Prerequisites: All placements require the successful completion of all first-year courses as well as good academic standing. Some placements also require eligibility for certification as a student attorney or specific coursework.
*The Certificate Supervisor may approve additional courses with a substantial focus on environmental or oceans law. Note that not all courses are offered every year.
Paper
Candidates must satisfy the upper level writing requirement by writing a paper (or journal contribution(s)) on a topic related to environmental or oceans law. The paper topic must be pre-approved by the environmental and oceans law program coordinator.

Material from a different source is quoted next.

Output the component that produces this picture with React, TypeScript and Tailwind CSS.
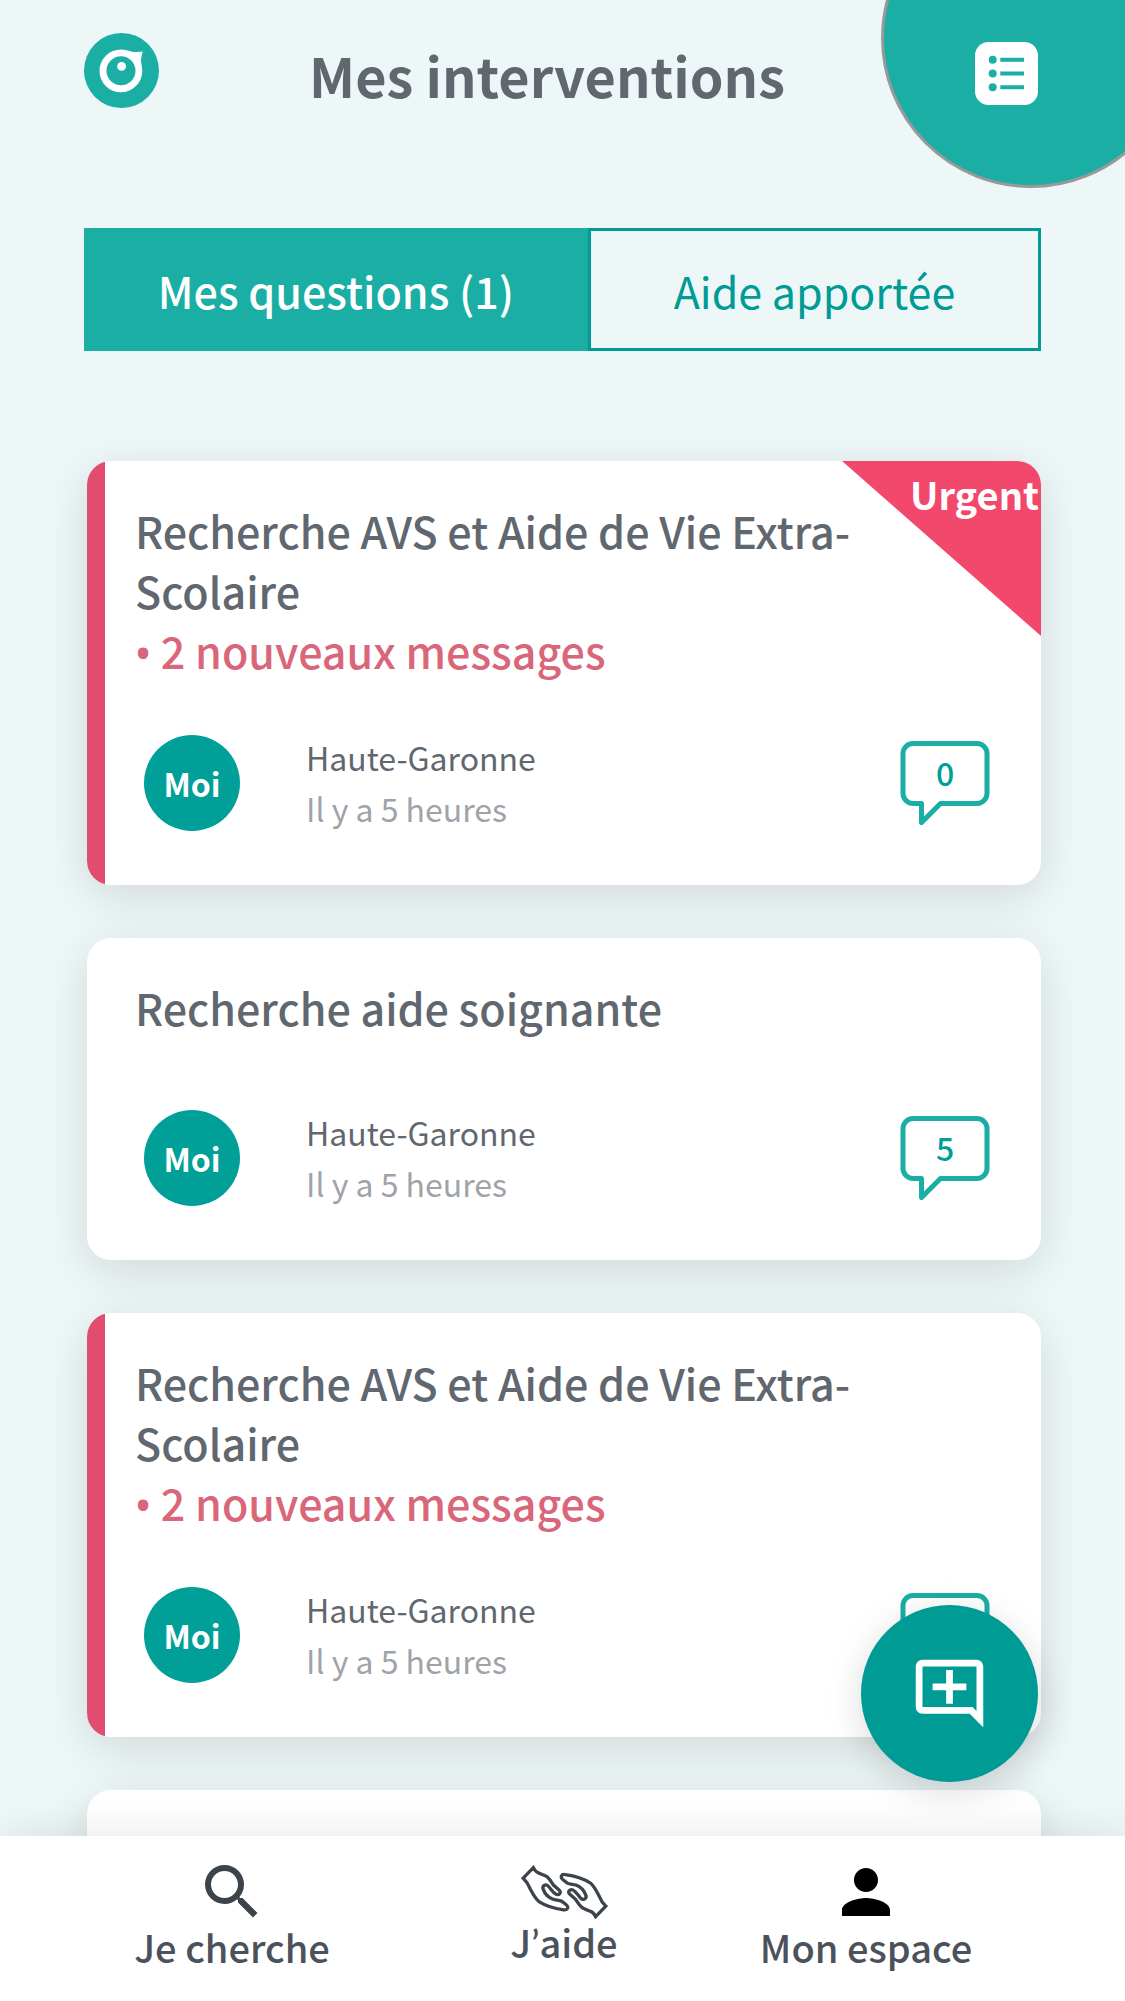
import { MdOutlineAddComment, MdPerson, MdSearch } from "react-icons/md";

interface Question {
  id: number;
  title: string;
  newMessages: number;
  urgent: boolean;
  place: string;
  date: string;
  answers: number;
}

const questions: Question[] = [
  { id: 1, title: "Recherche AVS et Aide de Vie Extra-Scolaire", newMessages: 2, urgent: true, place: "Haute-Garonne", date: "Il y a 5 heures", answers: 0 },
  { id: 2, title: "Recherche aide soignante", newMessages: 0, urgent: false, place: "Haute-Garonne", date: "Il y a 5 heures", answers: 5 },
  { id: 3, title: "Recherche AVS et Aide de Vie Extra-Scolaire", newMessages: 2, urgent: false, place: "Haute-Garonne", date: "Il y a 5 heures", answers: 0 },
  { id: 4, title: "Recherche aide soignante", newMessages: 0, urgent: false, place: "Haute-Garonne", date: "Il y a 5 heures", answers: 5 },
];

function Logo() {
  return (
    <svg viewBox="0 0 75 75" className="size-[75px] shrink-0" aria-hidden="true">
      <circle cx="37.5" cy="37.5" r="37.5" fill="#1aaea5" />
      <path d="M37 16.5c4 0 7 1.2 10 2 4 .8 8 .7 11.7.1-.7 3.4-1.7 6.4-1.7 9.4.3 3.2 1.3 6 1.3 10A21.4 21.4 0 1 1 37 16.5z" fill="#fff" />
      <circle cx="37" cy="37.8" r="14.5" fill="#1aaea5" />
      <circle cx="37.6" cy="33.3" r="4.4" fill="#fff" />
    </svg>
  );
}

function ListIcon() {
  return (
    <svg viewBox="0 0 63 63" className="size-[63px]" aria-hidden="true">
      <rect width="63" height="63" rx="13.5" fill="#fff" />
      <g fill="#1aaea5">
        <circle cx="17.7" cy="17.8" r="4" />
        <circle cx="17.7" cy="31.5" r="4" />
        <circle cx="17.7" cy="45.2" r="4" />
        <path d="M25.3 15.8H49v4H25.3zM25.3 29.5H49v4H25.3zM25.3 43.2H49v4H25.3z" />
      </g>
    </svg>
  );
}

function HandsIcon() {
  const hand =
    "M95 86L126 54C130 62 134 68 141 70L158 77C166 79 171 84 176 91L187 107L204 122C212 129 205 139 195 135C186 131 181 121 173 112C165 101 151 109 156 120C161 134 173 145 186 150C194 153 204 152 212 156L225 166C235 174 230 184 218 182C190 178 160 168 143 157C131 148 124 133 116 118C112 108 107 97 95 86Z";
  return (
    <svg
      viewBox="87 46 267 164"
      className="h-[54px] w-[89px]"
      fill="none"
      stroke="#3c434a"
      strokeWidth="10"
      aria-hidden="true"
    >
      <path d={hand} />
      <path d={hand} transform="rotate(180 220.5 128.5)" />
    </svg>
  );
}

function AnswerCount({ count }: { count: number }) {
  return (
    <div className="relative h-[84px] w-[90px]">
      <svg viewBox="0 0 90 84" className="size-full" fill="none" stroke="#1aaea5" strokeWidth="5" strokeLinejoin="round" aria-hidden="true">
        <path d="M13 2.5H77A10 10 0 0 1 87 12.5V52.5A10 10 0 0 1 77 62.5H40.5L21.5 81.5V62.5H13A10 10 0 0 1 3 52.5V12.5A10 10 0 0 1 13 2.5Z" />
      </svg>
      <span className="absolute inset-x-0 top-0 text-center text-[32px] leading-[63px] font-medium text-[#00a099]">{count}</span>
    </div>
  );
}

function QuestionCard({ question }: { question: Question }) {
  return (
    <li className="relative rounded-3xl bg-white shadow-[0_12px_48px_rgba(0,0,0,0.12)]">
      <div className="relative flex overflow-hidden rounded-3xl">
        <div className={question.newMessages > 0 ? "w-[18px] bg-[#e14d6e]" : "w-[18px]"} />
        <div className="min-w-0 flex-1 pt-[39px] pr-[51px] pb-[51px] pl-[30px]">
          <div className="min-h-[81px] pr-[120px] text-[43px] leading-[60px] font-medium text-[#60676f]">
            <h2>{question.title}</h2>
            {question.newMessages > 0 && (
              <p className="text-[#d96679]">
                <span className="font-['Noto_Sans']">•</span> {question.newMessages} nouveaux messages
              </p>
            )}
          </div>
          <div className="mt-[49px] flex items-center pl-[9px] text-[32px]">
            <div className="flex size-24 items-center justify-center rounded-full bg-[#00a099] font-bold text-white">
              Moi
            </div>
            <div className="ml-[66px] flex-1 leading-[51px]">
              <p className="text-[#60676f]">{question.place}</p>
              <p className="text-[#9fa3a9]">{question.date}</p>
            </div>
            <AnswerCount count={question.answers} />
          </div>
        </div>
        {question.urgent && (
          <div className="absolute top-0 right-0 h-[175px] w-[199px] bg-[#f2486b] pt-1.5 pr-0.5 text-right text-[38px] leading-[54px] font-bold text-white [clip-path:polygon(0_0,100%_0,100%_100%)]">
            Urgent
          </div>
        )}
      </div>
    </li>
  );
}

export default function App() {
  return (
    <div className="flex h-screen flex-col overflow-hidden bg-[#eef7f8] font-['Noto_Sans_CJK_SC',sans-serif]">
      <main className="relative min-h-0 flex-1 overflow-x-hidden overflow-y-auto [scrollbar-width:none]">
        <div className="absolute -top-28 -right-14 size-[300px] rounded-full border-3 border-[#999] bg-[#1aaea5]" />
        <header className="relative flex items-start px-[84px] pt-[33px]">
          <Logo />
          <h1 className="flex-1 pr-10 text-center text-[54px] leading-[84px] font-bold text-[#60676f]">Mes interventions</h1>
          <button type="button" aria-label="Menu" className="mt-[9px] mr-[3px]">
            <ListIcon />
          </button>
        </header>

        <div role="tablist" className="mx-[84px] mt-[111px] grid h-[123px] grid-cols-[504fr_453fr] text-[43px]">
          <button type="button" role="tab" aria-selected="true" className="bg-[#1aaea5] pt-0.5 font-medium text-white">
            Mes questions (1)
          </button>
          <button type="button" role="tab" aria-selected="false" className="border-3 border-[#009b95] pt-0.5 text-[#009b95]">
            Aide apportée
          </button>
        </div>

        <ul className="mt-[110px] mr-[84px] mb-[53px] ml-[87px] flex flex-col gap-[53px]">
          {questions.map((question) => (
            <QuestionCard key={question.id} question={question} />
          ))}
        </ul>
      </main>

      <nav className="relative grid h-[165px] grid-cols-[464fr_200fr_404fr] bg-white pr-[57px] text-[38px] leading-[54px] font-medium text-[#4b525b] shadow-[0_-6px_36px_rgba(0,0,0,0.08)]">
        <button
          type="button"
          aria-label="Poser une question"
          className="absolute right-[87px] bottom-[219px] flex size-[177px] items-center justify-center rounded-full bg-[#009b95] text-white shadow-[0_9px_36px_rgba(0,0,0,0.15)]"
        >
          <MdOutlineAddComment className="size-[81px]" />
        </button>
        <a href="#cherche" className="flex flex-col items-center pt-5">
          <MdSearch className="size-[72px] text-[#3c434a]" />
          <span className="-mt-2">Je cherche</span>
        </a>
        <a href="#aide" className="flex flex-col items-center pt-[29px]">
          <HandsIcon />
          <span className="-mt-1">
            J<span className="font-[Lato]">’</span>aide
          </span>
        </a>
        <a href="#espace" className="flex flex-col items-center pt-5">
          <MdPerson className="size-[72px] text-black" />
          <span className="-mt-2">Mon espace</span>
        </a>
      </nav>
    </div>
  );
}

Professional/Scholarly Activity
Prior to graduation, candidates must participate in or attend at least one professional or academic conference on a topic related to environmental or oceans law, such as events hosted by ABA-accredited law schools, E2Tech or another Maine environmental organization, or a conference hosted by Maine Law. Participation may be in-person or virtual and must be pre-approved by the environmental and oceans law program coordinator.
Experiential Learning
The certificate includes an experiential learning component that can be satisfied in one of three ways: (a) The candidate may apply for and complete an externship that relates substantially to environmental or oceans law issues; the externship must be pre-approved by the environmental and oceans law program coordinator and the Maine Law externship program director, (b) the candidate may complete this requirement by working at a pre-approved job during law school (at least 150 working hours) focused on environmental or oceans law issues (Academic credit is not given for work at a job under this option); or (c) the candidate may complete this requirement by enrolling in a pre-approved “practicum” course related to environmental or oceans law issues.
Additional Information
Candidates must declare their intent to obtain the certificate by the end of their third semester. Students cannot earn both the Certificate in Environmental and Oceans Law and another certificate.